GREENWOOD VILLAGE, Colo. — Colorado teens gathered to address diversity issues in their schools at the 30th annual Colorado Youth Diversity Conference Saturday. 

It was also about empowering students to use their voices. 

"I feel as though I'm able to express a lot of my beliefs," said Jayda Ward, a sophomore at Eaglecrest High School. "Advocating for those who feel silenced and those who need to be heard has always been a true passion of mine." 

It's her first time at the conference. She's getting the opportunity to discuss social issues that impact her daily life, surrounded by peers. 

"That's the importance of coming here is just making those connections and being able to learn from those connections," she said.

Credit: 9NEWS - Corky Scholl
“A particular reason why I’m here today is just to grow, grow even more. You can never stop learning," said Jayda Ward.

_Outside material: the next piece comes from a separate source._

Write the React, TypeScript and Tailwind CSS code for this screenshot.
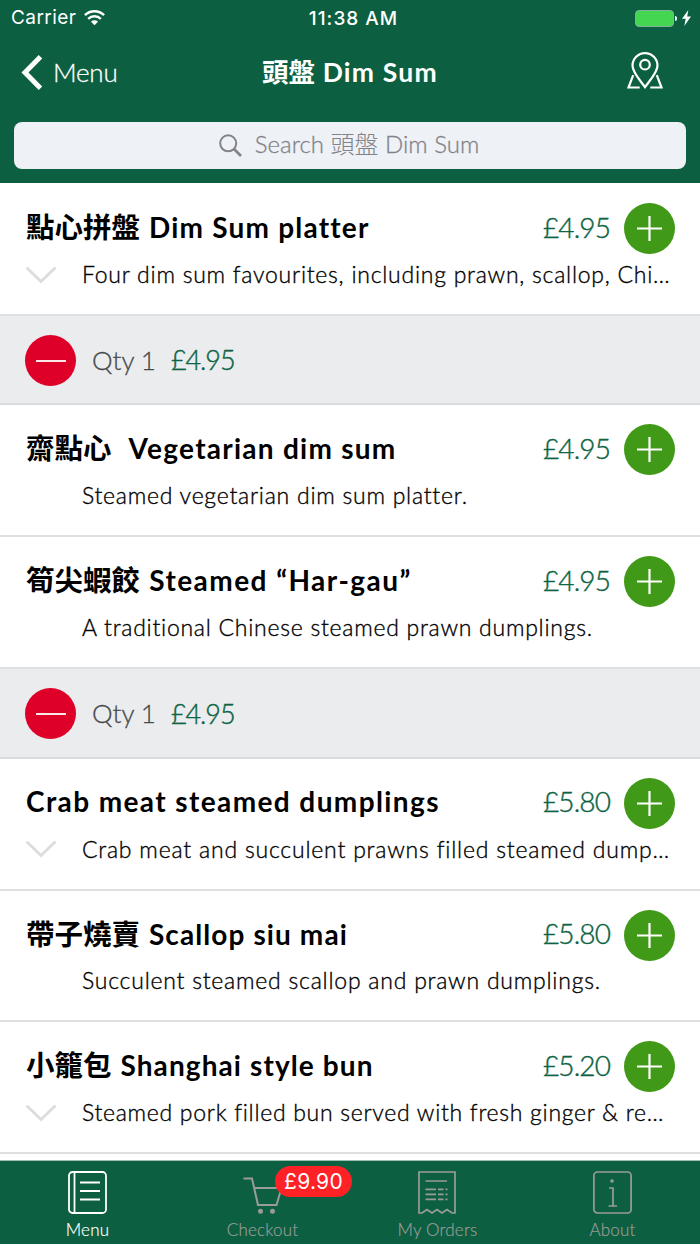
import React from 'react';
import { clsx } from 'clsx';

type Dish = {
  han?: string;
  name: string;
  nameClass: string;
  description: string;
  descriptionClass: string;
  price: string;
  expandable?: boolean;
  qty?: number;
};

const dishes: Dish[] = [
  {
    han: '點心拼盤',
    name: ' Dim Sum platter',
    nameClass: 'tracking-[1.2px]',
    description: 'Four dim sum favourites, including prawn, scallop, Chi…',
    descriptionClass: 'tracking-[0.75px]',
    price: '£4.95',
    expandable: true,
    qty: 1,
  },
  {
    han: '齋點心',
    name: '  Vegetarian dim sum',
    nameClass: 'tracking-[1.25px]',
    description: 'Steamed vegetarian dim sum platter.',
    descriptionClass: 'tracking-[0.75px]',
    price: '£4.95',
  },
  {
    han: '筍尖蝦餃',
    name: ' Steamed “Har-gau”',
    nameClass: 'tracking-[1.45px]',
    description: 'A traditional Chinese steamed prawn dumplings.',
    descriptionClass: 'tracking-[0.74px]',
    price: '£4.95',
    qty: 1,
  },
  {
    name: 'Crab meat steamed dumplings',
    nameClass: 'tracking-[1.4px]',
    description: 'Crab meat and succulent prawns filled steamed dump…',
    descriptionClass: 'tracking-[0.8px]',
    price: '£5.80',
    expandable: true,
  },
  {
    han: '帶子燒賣',
    name: ' Scallop siu mai',
    nameClass: 'tracking-[1.1px]',
    description: 'Succulent steamed scallop and prawn dumplings.',
    descriptionClass: 'tracking-[0.77px]',
    price: '£5.80',
  },
  {
    han: '小籠包',
    name: ' Shanghai style bun',
    nameClass: 'tracking-[1.1px]',
    description: 'Steamed pork filled bun served with fresh ginger & re…',
    descriptionClass: 'tracking-[0.71px]',
    price: '£5.20',
    expandable: true,
  },
];

const StatusBar = () => (
  <div className="grid h-9 grid-cols-3 items-center font-['Inter'] text-[19px] leading-none">
    <div className="flex items-center gap-2 pb-px pl-[11px]">
      <span className="tracking-[0.45px]">Carrier</span>
      <svg className="h-4 w-[21px]" viewBox="0 0 21 16" fill="none" stroke="currentColor" strokeWidth="2.4">
        <path d="M0.9 5.2a13.6 13.6 0 0 1 19.2 0" />
        <path d="M4.2 8.8a9 9 0 0 1 12.6 0" />
        <path d="M10.5 15.2 7 11.7a5 5 0 0 1 7 0z" fill="currentColor" stroke="none" />
      </svg>
    </div>
    <span className="pl-[7px] text-center font-medium tracking-[1px]">11:38 AM</span>
    <div className="flex items-center justify-end pr-[9px]">
      <div className="h-[17px] w-[39px] rounded-[4px] border border-[#7fb29d] bg-[#45d651]" />
      <div className="ml-px h-[5px] w-[2px] rounded-r-sm bg-white" />
      <svg className="ml-[5px] h-4 w-[9px]" viewBox="0 0 9 16" fill="currentColor">
        <path d="M6.3 0 0 8.8h3.7L2.3 16 9 6.5H5.2z" />
      </svg>
    </div>
  </div>
);

const NavBar = () => (
  <div className="grid h-[73px] grid-cols-3 items-center">
    <div className="flex items-center gap-[11px] pb-px pl-[21px]">
      <svg className="h-[35px] w-[21px]" viewBox="0 0 21 35" fill="none" stroke="currentColor" strokeWidth="5">
        <path d="M19.5 1.8 4 17.5l15.5 15.7" />
      </svg>
      <span className="text-[26px] font-light tracking-[-0.2px] [-webkit-text-stroke:0.3px]">Menu</span>
    </div>
    <h1 className="pb-0.5 text-center text-[26.5px] font-bold tracking-[1.2px] whitespace-nowrap">
      <span className="font-['Noto_Sans_CJK_TC',sans-serif] tracking-normal">頭盤</span> Dim Sum
    </h1>
    <div className="flex justify-end pr-[37px] pb-[4px]">
      <svg className="h-[37px] w-9" viewBox="0 0 36 37" fill="none" stroke="currentColor" strokeWidth="2.2">
        <path d="M18 35.2C12.5 27.5 5.5 20.5 5.5 13.6a12.5 12.5 0 0 1 25 0c0 6.9-7 13.9-12.5 21.6z" />
        <circle cx="18" cy="12.7" r="4.8" />
        <path d="M6.2 23.2 1.5 35.5h11.2M29.8 23.2l4.7 12.3H23.3" />
      </svg>
    </div>
  </div>
);

const SearchField = () => (
  <div className="mx-[14px] mt-[13px] flex h-[47px] items-center justify-center rounded-lg bg-[#eef1f6] pr-0.5 text-[#828388]">
    <svg className="mr-[13px] h-[23px] w-[23px]" viewBox="0 0 23 23" fill="none" stroke="currentColor" strokeWidth="2">
      <circle cx="9.2" cy="9.3" r="8" />
      <path d="m15 15 7 7" strokeWidth="2.6" />
    </svg>
    <span className="pb-1 text-[24px] font-light [-webkit-text-stroke:0.3px]">
      Search <span className="font-['Noto_Sans_CJK_TC',sans-serif] [-webkit-text-stroke:0px]">頭盤</span> Dim Sum
    </span>
  </div>
);

const DishRow = ({ dish }: { dish: Dish }) => (
  <>
    <div className="h-[131.8px] border-b-2 border-[#dedfe0] bg-white px-[26px]">
      <div className="flex h-[89px] items-center">
        <h2 className={clsx('flex-1 pb-1 text-[28px] font-bold whitespace-pre', dish.nameClass)}>
          {dish.han && (
            <span className="mr-px font-['Noto_Sans_CJK_TC',sans-serif] text-[28.5px] tracking-normal">{dish.han}</span>
          )}
          {dish.name}
        </h2>
        <span className="mr-[14px] pb-1 text-[28px] font-light tracking-[-0.9px] text-[#0c6443] [-webkit-text-stroke:0.4px]">
          {dish.price}
        </span>
        <button className="-mr-px flex h-[51px] w-[51px] items-center justify-center rounded-full bg-[#419a17] text-white">
          <svg className="h-[25px] w-[25px]" viewBox="0 0 25 25" stroke="currentColor" strokeWidth="2.2">
            <path d="M12.5 0v25M0 12.5h25" />
          </svg>
        </button>
      </div>
      <div className="-mt-[15px] flex h-8 items-center">
        <div className="w-14 shrink-0 pt-0.5">
          {dish.expandable && (
            <svg className="h-[17px] w-[30px]" viewBox="0 0 30 17" fill="none" stroke="#dcddde" strokeWidth="3" strokeLinecap="round">
              <path d="m1.5 1.5 13.5 13 13.5-13" />
            </svg>
          )}
        </div>
        <p className={clsx('text-[23px] font-light whitespace-nowrap [-webkit-text-stroke:0.35px]', dish.descriptionClass)}>
          {dish.description}
        </p>
      </div>
    </div>
    {dish.qty && (
      <div className="flex h-[89.7px] items-center border-b-2 border-[#dbdcde] bg-[#ebecee] pt-[2px] pl-[25px]">
        <button className="flex h-[51px] w-[51px] items-center justify-center rounded-full bg-[#df0029]">
          <span className="h-[2px] w-[30px] bg-white/90" />
        </button>
        <span className="ml-4 w-[79px] text-[26px] font-light text-[#48494b] [-webkit-text-stroke:0.3px]">Qty {dish.qty}</span>
        <span className="text-[27px] font-light tracking-[-1.1px] text-[#0c6443] [-webkit-text-stroke:0.4px]">{dish.price}</span>
      </div>
    )}
  </>
);

const MenuIcon = () => (
  <svg className="h-[43px] w-[39px]" viewBox="0 0 39 43" fill="none" stroke="currentColor" strokeWidth="1.8">
    <rect x="1" y="1" width="37" height="41" rx="3.5" />
    <path d="M6.5 1v41M12 11.5h20M12 20h20M12 28.5h20" />
  </svg>
);

const CartIcon = () => (
  <svg className="h-[43px] w-10" viewBox="0 0 40 43" fill="none" stroke="currentColor" strokeWidth="2">
    <path d="M0.5 7.500h8.500l6 26.500h18.500l5-17h-27.500" />
    <circle cx="17.5" cy="40.3" r="2.5" fill="currentColor" stroke="none" />
    <circle cx="29.5" cy="40.3" r="2.5" fill="currentColor" stroke="none" />
  </svg>
);

const ReceiptIcon = () => (
  <svg className="h-[43px] w-[39px]" viewBox="0 0 39 43" fill="none" stroke="currentColor" strokeWidth="1.7">
    <path d="M1 1h36v41h-3l-5-3.5-5 3.5-5-3.5-5 3.5-5-3.500L4 42H1z" />
    <path d="M7.500 10H29M7.500 18.300H18M7.500 23.300H18M7.500 28.300H18M20 18.300h5.500M20 23.300h5.500M20 28.300h5.500M27.500 18.300h2M27.500 23.300h2M27.500 28.300h2" />
  </svg>
);

const InfoIcon = () => (
  <svg className="h-[43px] w-[39px]" viewBox="0 0 39 43" fill="none" stroke="currentColor" strokeWidth="1.7">
    <rect x="0.9" y="1" width="37.2" height="41" rx="3.5" />
    <circle cx="19" cy="10" r="1.8" fill="currentColor" stroke="none" />
    <path d="M16 17h4v18M15.500 35H24" />
  </svg>
);

const tabs = [
  { label: 'Menu', icon: <MenuIcon />, active: true },
  { label: 'Checkout', icon: <CartIcon />, badge: '£9.90' },
  { label: 'My Orders', icon: <ReceiptIcon /> },
  { label: 'About', icon: <InfoIcon /> },
];

const TabBar = () => (
  <nav className="grid h-[84px] shrink-0 grid-cols-4 border-t border-[#9dbfb0] bg-[#0c5f40]">
    {tabs.map((tab) => (
      <div
        key={tab.label}
        className={clsx('relative flex flex-col items-center pt-[10px]', tab.active ? 'text-white' : 'text-[#9a9c9b]')}
      >
        {tab.icon}
        <span className="mt-1 text-[17px] leading-6 font-light tracking-[0.2px] [-webkit-text-stroke:0.2px]">{tab.label}</span>
        {tab.badge && (
          <span className="absolute top-[5px] left-[100px] flex h-[31px] w-[77px] items-center justify-center rounded-full bg-[#fe2125] font-['Inter'] text-[21px] tracking-[0.3px] text-white">
            {tab.badge}
          </span>
        )}
      </div>
    ))}
  </nav>
);

const App = () => {
  return (
    <div className="flex h-[1244px] w-[700px] flex-col overflow-hidden bg-white font-['Lato','Noto_Sans_CJK_TC',sans-serif] text-black">
      <header className="h-[183px] shrink-0 bg-[#0c5f40] text-white">
        <StatusBar />
        <NavBar />
        <SearchField />
      </header>
      <main className="min-h-0 flex-1 overflow-hidden pt-px">
        {dishes.map((dish) => (
          <DishRow key={dish.description} dish={dish} />
        ))}
      </main>
      <TabBar />
    </div>
  );
};

export default App;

More than 800 students from across the state are coming together to discuss things they don't always have the space to talk about at school.

"Gender, LGBTQ topics, race," said Danielle Glasgow, campus administrator at Cherry Creek Elevation. "I came from a school that was predominantly white and so we would bring kids of color and being able to see that their voice does have weight."

She's been bringing students to this conference for the last decade. 

"I want them to leave here feeling empowered that they can come back and actually start a campaign, start a conversation that maybe they felt they couldn't start before," said Glasgow. 

Credit: 9NEWS - Corky Scholl
“It’s amazing to see schools from all corners of Colorado," said Danielle Glasgow. "They really come here for this day."

And those sometimes difficult to have conversations are already flowing among students. 

"The implicit bias, we aren't always aware of and that can be kind of systemic, like you're raised in that sort of setting," said Ward, during a small group discussion.

So far, they've already discussed identity, mental health and stereotypes. 

Ward hopes out of discussion like these, she can also create change in her own community. 

"Use those strategies to create an environment where everybody is heard and everybody feels welcomed and included," she said. 

Forty-six workshops were offered at the conference. They included topics on suicide prevention, human trafficking, and knowing your rights when encountering police, among many other things.